-- STATED PROBLEM --
An exact copy of all the data is required, with pictures left out.

* start *

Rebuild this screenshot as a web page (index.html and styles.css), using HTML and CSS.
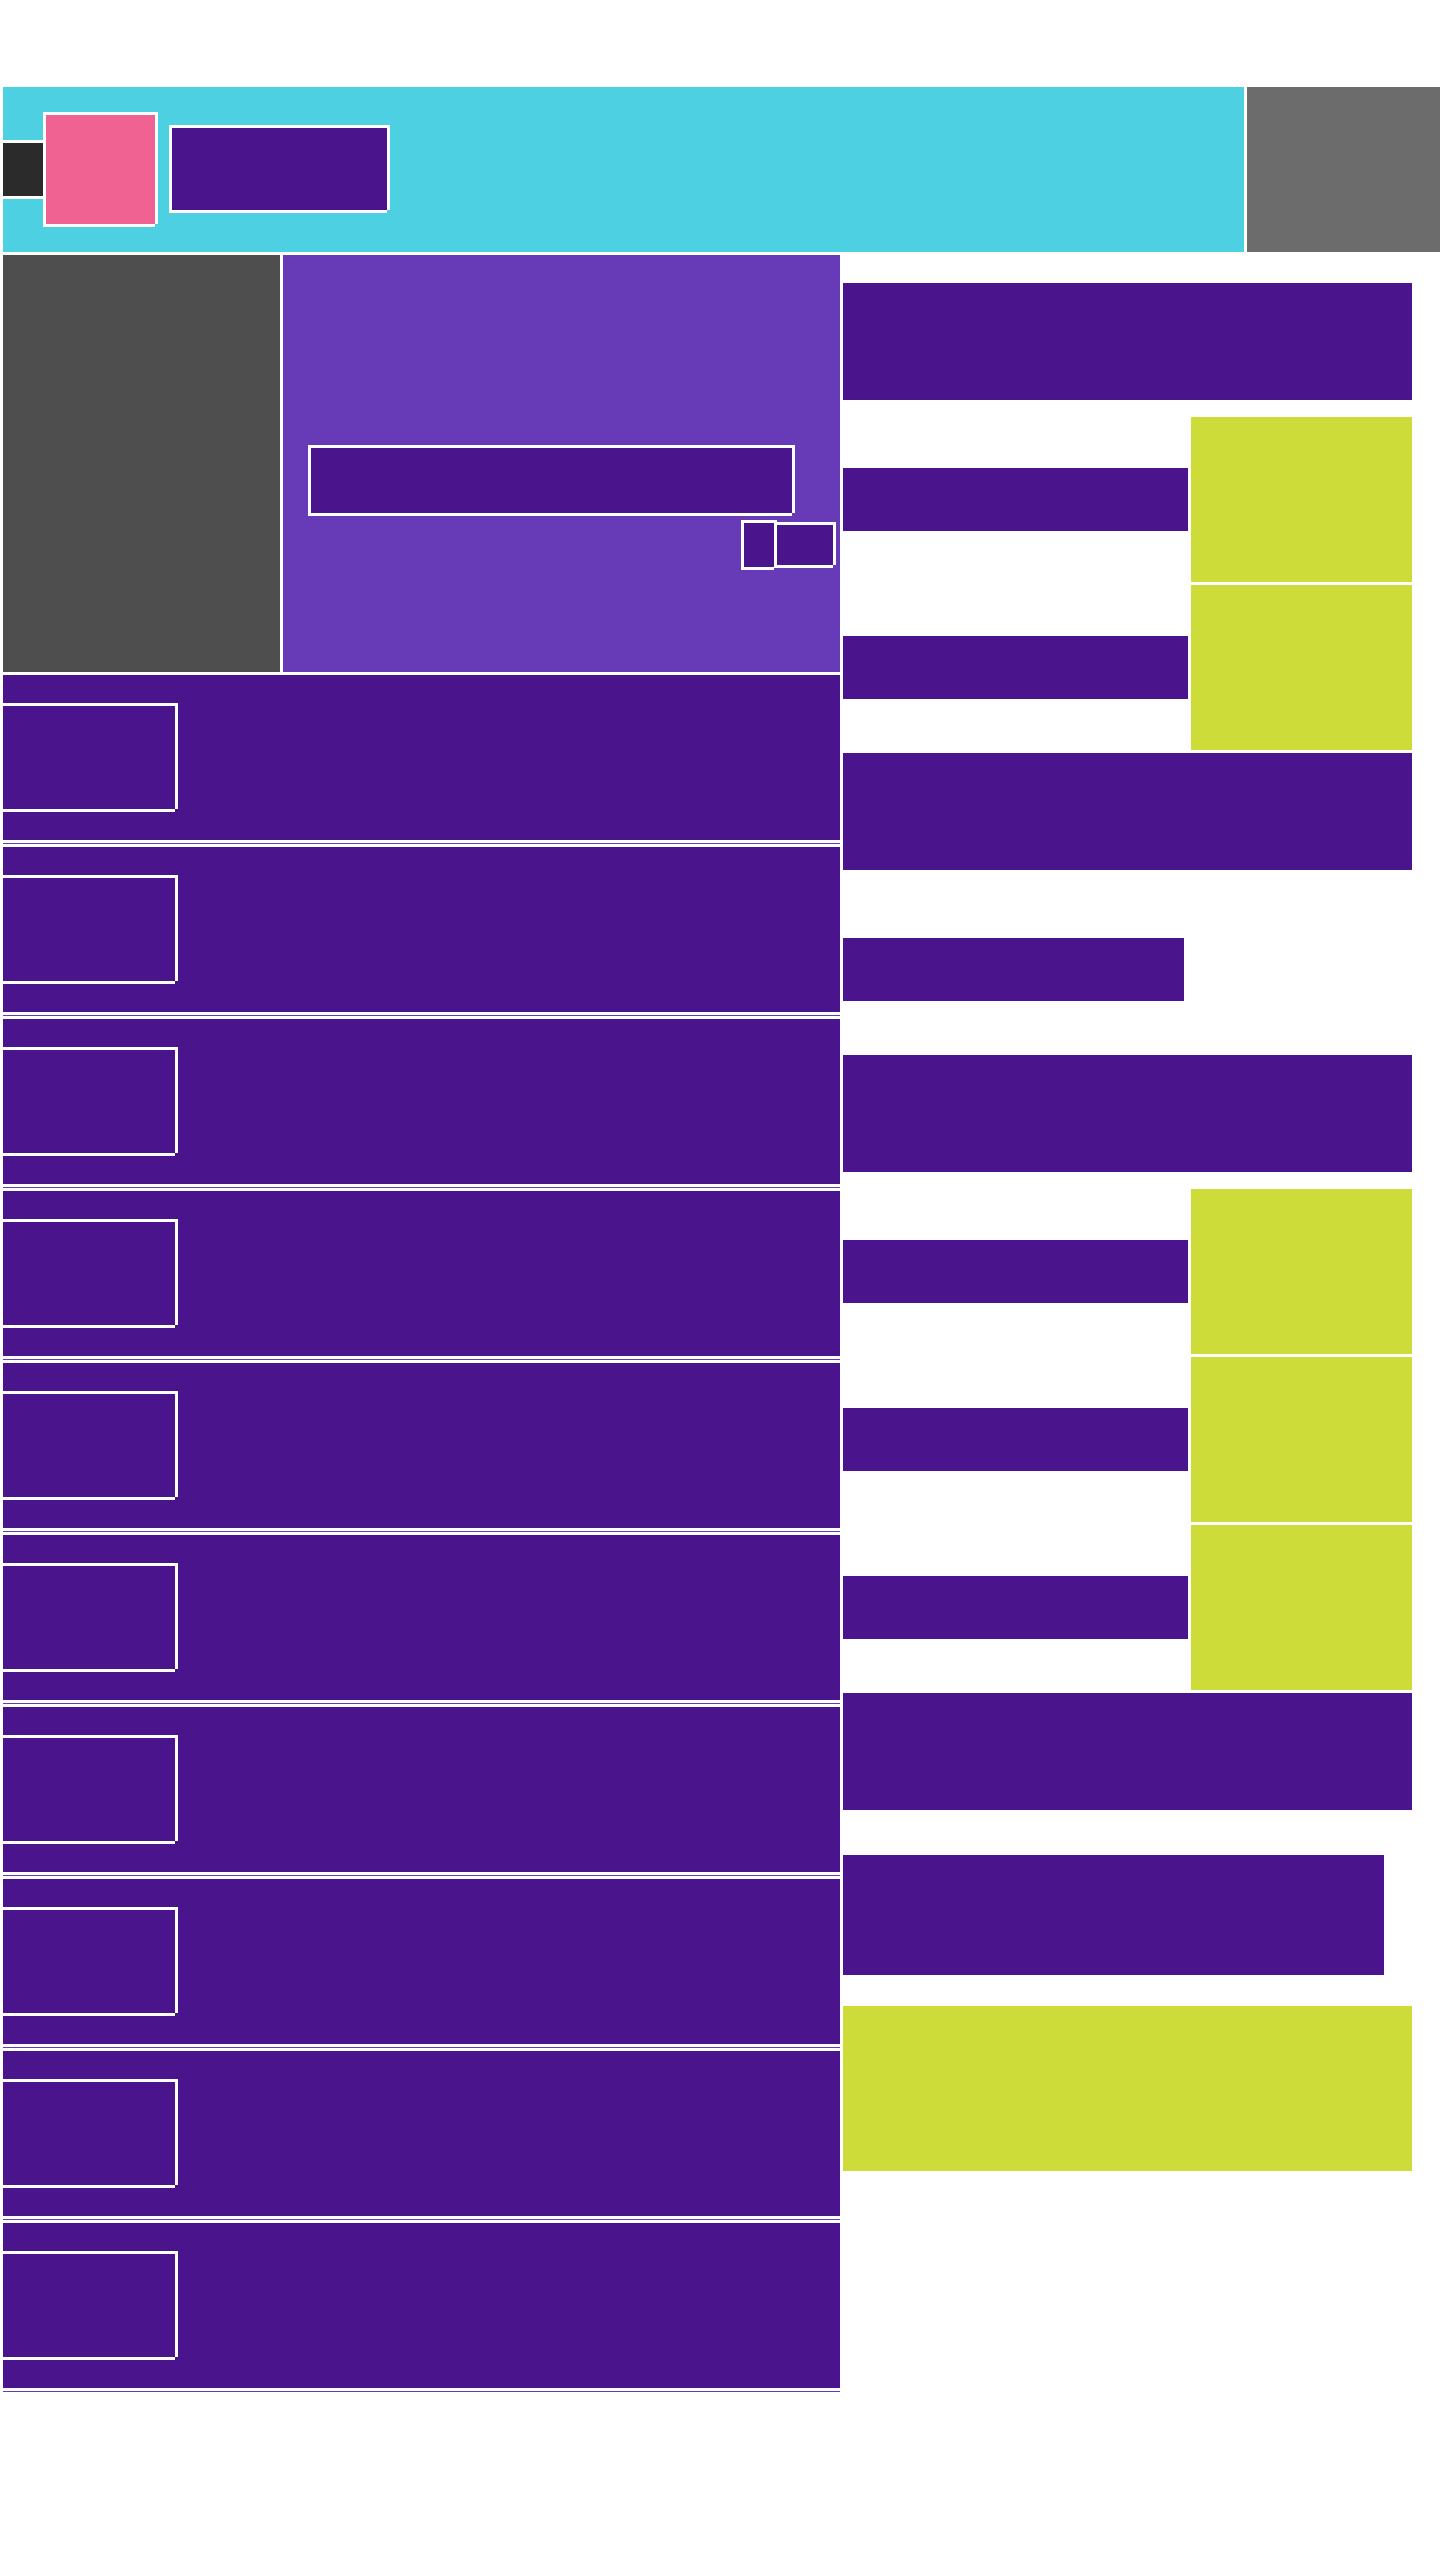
FILE: index.html
```html
<!DOCTYPE html>
<html lang="en">
<head>
<meta charset="utf-8">
<title>Layout</title>
<link rel="stylesheet" href="styles.css">
</head>
<body>
<div class="page">
  <header class="topbar">
    <div class="brand">
      <div class="menu-btn" aria-label="Menu"></div>
      <div class="logo frame" aria-label="Logo"></div>
      <div class="site-title frame" aria-label="Site title"></div>
    </div>
    <div class="account" aria-label="Account"></div>
  </header>

  <div class="main">
    <div class="content">
      <section class="hero">
        <div class="hero-media"></div>
        <div class="hero-panel">
          <div class="search frame"></div>
          <div class="hero-actions">
            <div class="btn-a frame"></div>
            <div class="btn-b frame"></div>
          </div>
        </div>
      </section>

      <ul class="feed">
        <li class="feed-item"><div class="feed-card"><div class="thumb"></div></div></li>
        <li class="feed-item"><div class="feed-card"><div class="thumb"></div></div></li>
        <li class="feed-item"><div class="feed-card"><div class="thumb"></div></div></li>
        <li class="feed-item"><div class="feed-card"><div class="thumb"></div></div></li>
        <li class="feed-item"><div class="feed-card"><div class="thumb"></div></div></li>
        <li class="feed-item"><div class="feed-card"><div class="thumb"></div></div></li>
        <li class="feed-item"><div class="feed-card"><div class="thumb"></div></div></li>
        <li class="feed-item"><div class="feed-card"><div class="thumb"></div></div></li>
        <li class="feed-item"><div class="feed-card"><div class="thumb"></div></div></li>
        <li class="feed-item"><div class="feed-card"><div class="thumb"></div></div></li>
      </ul>
    </div>

    <aside class="sidebar">
      <div class="block"></div>
      <div class="rows">
        <div class="row"><div class="row-text"></div><div class="row-thumb"></div></div>
        <div class="row"><div class="row-text"></div><div class="row-thumb"></div></div>
      </div>
      <div class="block gap-3"></div>
      <div class="lone-bar"></div>
      <div class="block gap-54"></div>
      <div class="rows">
        <div class="row"><div class="row-text"></div><div class="row-thumb"></div></div>
        <div class="row"><div class="row-text"></div><div class="row-thumb"></div></div>
        <div class="row"><div class="row-text"></div><div class="row-thumb"></div></div>
      </div>
      <div class="block gap-3"></div>
      <div class="block-narrow"></div>
      <div class="promo"></div>
    </aside>
  </div>
</div>
</body>
</html>
```

FILE: styles.css
```css
* { box-sizing: border-box; }

body {
  margin: 0;
  background: #ffffff;
  font-family: "Liberation Sans", Arial, sans-serif;
}

.page {
  padding: 87px 0 0 3px;
}

/* white frame: top/left border plus offset right/bottom strips */
.frame {
  border-top: 3px solid #ffffff;
  border-left: 3px solid #ffffff;
  box-shadow: 3px 0 0 #ffffff, 0 3px 0 #ffffff;
  margin-bottom: 3px;
}

/* ---------- header ---------- */
.topbar {
  display: flex;
  gap: 3px;
  height: 165px;
}

.brand {
  width: 1241px;
  background: #4dd0e1;
  display: flex;
  align-items: center;
}

.menu-btn {
  width: 40px;
  height: 59px;
  background: #2b2b2b;
  border-top: 3px solid #ffffff;
  border-bottom: 3px solid #ffffff;
}

.logo {
  width: 112px;
  height: 112px;
  background: #f06292;
}

.site-title {
  width: 218px;
  height: 85px;
  margin-left: 14px;
  margin-bottom: 4px;
  background: #4a148c;
}

.account {
  flex: 1;
  background: #6c6c6c;
}

/* ---------- main ---------- */
.main {
  display: flex;
  gap: 3px;
  margin-top: 3px;
}

.content {
  width: 837px;
}

.hero {
  display: flex;
  gap: 3px;
  height: 417px;
}

.hero-media {
  width: 277px;
  background: #4e4e4e;
}

.hero-panel {
  flex: 1;
  background: #673ab7;
  padding: 190px 7px 0 25px;
}

.search {
  width: 484px;
  height: 68px;
  background: #4a148c;
}

.hero-actions {
  display: flex;
  justify-content: flex-end;
  align-items: center;
  margin-top: 7px;
}

.btn-a {
  width: 33px;
  height: 47px;
  background: #4a148c;
}

.btn-b {
  width: 59px;
  height: 43px;
  background: #4a148c;
}

/* ---------- feed ---------- */
.feed {
  list-style: none;
  margin: 0;
  padding: 0;
}

.feed-item {
  padding-top: 3px;
}

.feed-item::after {
  content: "";
  display: block;
  height: 1px;
  margin-top: 3px;
  background: #673ab7;
}

.feed-card {
  height: 165px;
  background: #4a148c;
  display: flex;
  align-items: center;
}

.thumb {
  width: 172px;
  height: 106px;
  border-top: 3px solid #ffffff;
  box-shadow: 3px 0 0 #ffffff, 0 3px 0 #ffffff;
  margin-bottom: 3px;
}

/* ---------- sidebar ---------- */
.sidebar {
  width: 569px;
  padding-top: 28px;
}

.block {
  height: 117px;
  background: #4a148c;
}

.gap-3 { margin-top: 3px; }
.gap-54 { margin-top: 54px; }

.rows {
  margin-top: 17px;
  display: flex;
  flex-direction: column;
  gap: 3px;
}

.row {
  display: flex;
  align-items: center;
  gap: 3px;
  height: 165px;
}

.row-text {
  width: 345px;
  height: 63px;
  background: #4a148c;
}

.row-thumb {
  width: 221px;
  height: 165px;
  background: #cddc39;
}

.lone-bar {
  width: 341px;
  height: 63px;
  margin-top: 68px;
  background: #4a148c;
}

.block-narrow {
  width: 541px;
  height: 120px;
  margin-top: 45px;
  background: #4a148c;
}

.promo {
  width: 569px;
  height: 165px;
  margin-top: 31px;
  background: #cddc39;
}
```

* end *

-- OUTPUT FOR THIS EXERCISE --
Rebuild this screenshot as a web page (index.html and styles.css), using HTML and CSS.
FILE: index.html
```html
<!DOCTYPE html>
<html lang="en">
<head>
<meta charset="utf-8">
<title>Layout</title>
<link rel="stylesheet" href="styles.css">
</head>
<body>
<div class="page">
  <header class="topbar">
    <div class="brand">
      <div class="menu-btn" aria-label="Menu"></div>
      <div class="logo frame" aria-label="Logo"></div>
      <div class="site-title frame" aria-label="Site title"></div>
    </div>
    <div class="account" aria-label="Account"></div>
  </header>

  <div class="main">
    <div class="content">
      <section class="hero">
        <div class="hero-media"></div>
        <div class="hero-panel">
          <div class="search frame"></div>
          <div class="hero-actions">
            <div class="btn-a frame"></div>
            <div class="btn-b frame"></div>
          </div>
        </div>
      </section>

      <ul class="feed">
        <li class="feed-item"><div class="feed-card"><div class="thumb"></div></div></li>
        <li class="feed-item"><div class="feed-card"><div class="thumb"></div></div></li>
        <li class="feed-item"><div class="feed-card"><div class="thumb"></div></div></li>
        <li class="feed-item"><div class="feed-card"><div class="thumb"></div></div></li>
        <li class="feed-item"><div class="feed-card"><div class="thumb"></div></div></li>
        <li class="feed-item"><div class="feed-card"><div class="thumb"></div></div></li>
        <li class="feed-item"><div class="feed-card"><div class="thumb"></div></div></li>
        <li class="feed-item"><div class="feed-card"><div class="thumb"></div></div></li>
        <li class="feed-item"><div class="feed-card"><div class="thumb"></div></div></li>
        <li class="feed-item"><div class="feed-card"><div class="thumb"></div></div></li>
      </ul>
    </div>

    <aside class="sidebar">
      <div class="block"></div>
      <div class="rows">
        <div class="row"><div class="row-text"></div><div class="row-thumb"></div></div>
        <div class="row"><div class="row-text"></div><div class="row-thumb"></div></div>
      </div>
      <div class="block gap-3"></div>
      <div class="lone-bar"></div>
      <div class="block gap-54"></div>
      <div class="rows">
        <div class="row"><div class="row-text"></div><div class="row-thumb"></div></div>
        <div class="row"><div class="row-text"></div><div class="row-thumb"></div></div>
        <div class="row"><div class="row-text"></div><div class="row-thumb"></div></div>
      </div>
      <div class="block gap-3"></div>
      <div class="block-narrow"></div>
      <div class="promo"></div>
    </aside>
  </div>
</div>
</body>
</html>
```

FILE: styles.css
```css
* { box-sizing: border-box; }

body {
  margin: 0;
  background: #ffffff;
  font-family: "Liberation Sans", Arial, sans-serif;
}

.page {
  padding: 87px 0 0 3px;
}

/* white frame: top/left border plus offset right/bottom strips */
.frame {
  border-top: 3px solid #ffffff;
  border-left: 3px solid #ffffff;
  box-shadow: 3px 0 0 #ffffff, 0 3px 0 #ffffff;
  margin-bottom: 3px;
}

/* ---------- header ---------- */
.topbar {
  display: flex;
  gap: 3px;
  height: 165px;
}

.brand {
  width: 1241px;
  background: #4dd0e1;
  display: flex;
  align-items: center;
}

.menu-btn {
  width: 40px;
  height: 59px;
  background: #2b2b2b;
  border-top: 3px solid #ffffff;
  border-bottom: 3px solid #ffffff;
}

.logo {
  width: 112px;
  height: 112px;
  background: #f06292;
}

.site-title {
  width: 218px;
  height: 85px;
  margin-left: 14px;
  margin-bottom: 4px;
  background: #4a148c;
}

.account {
  flex: 1;
  background: #6c6c6c;
}

/* ---------- main ---------- */
.main {
  display: flex;
  gap: 3px;
  margin-top: 3px;
}

.content {
  width: 837px;
}

.hero {
  display: flex;
  gap: 3px;
  height: 417px;
}

.hero-media {
  width: 277px;
  background: #4e4e4e;
}

.hero-panel {
  flex: 1;
  background: #673ab7;
  padding: 190px 7px 0 25px;
}

.search {
  width: 484px;
  height: 68px;
  background: #4a148c;
}

.hero-actions {
  display: flex;
  justify-content: flex-end;
  align-items: center;
  margin-top: 7px;
}

.btn-a {
  width: 33px;
  height: 47px;
  background: #4a148c;
}

.btn-b {
  width: 59px;
  height: 43px;
  background: #4a148c;
}

/* ---------- feed ---------- */
.feed {
  list-style: none;
  margin: 0;
  padding: 0;
}

.feed-item {
  padding-top: 3px;
}

.feed-item::after {
  content: "";
  display: block;
  height: 1px;
  margin-top: 3px;
  background: #673ab7;
}

.feed-card {
  height: 165px;
  background: #4a148c;
  display: flex;
  align-items: center;
}

.thumb {
  width: 172px;
  height: 106px;
  border-top: 3px solid #ffffff;
  box-shadow: 3px 0 0 #ffffff, 0 3px 0 #ffffff;
  margin-bottom: 3px;
}

/* ---------- sidebar ---------- */
.sidebar {
  width: 569px;
  padding-top: 28px;
}

.block {
  height: 117px;
  background: #4a148c;
}

.gap-3 { margin-top: 3px; }
.gap-54 { margin-top: 54px; }

.rows {
  margin-top: 17px;
  display: flex;
  flex-direction: column;
  gap: 3px;
}

.row {
  display: flex;
  align-items: center;
  gap: 3px;
  height: 165px;
}

.row-text {
  width: 345px;
  height: 63px;
  background: #4a148c;
}

.row-thumb {
  width: 221px;
  height: 165px;
  background: #cddc39;
}

.lone-bar {
  width: 341px;
  height: 63px;
  margin-top: 68px;
  background: #4a148c;
}

.block-narrow {
  width: 541px;
  height: 120px;
  margin-top: 45px;
  background: #4a148c;
}

.promo {
  width: 569px;
  height: 165px;
  margin-top: 31px;
  background: #cddc39;
}
```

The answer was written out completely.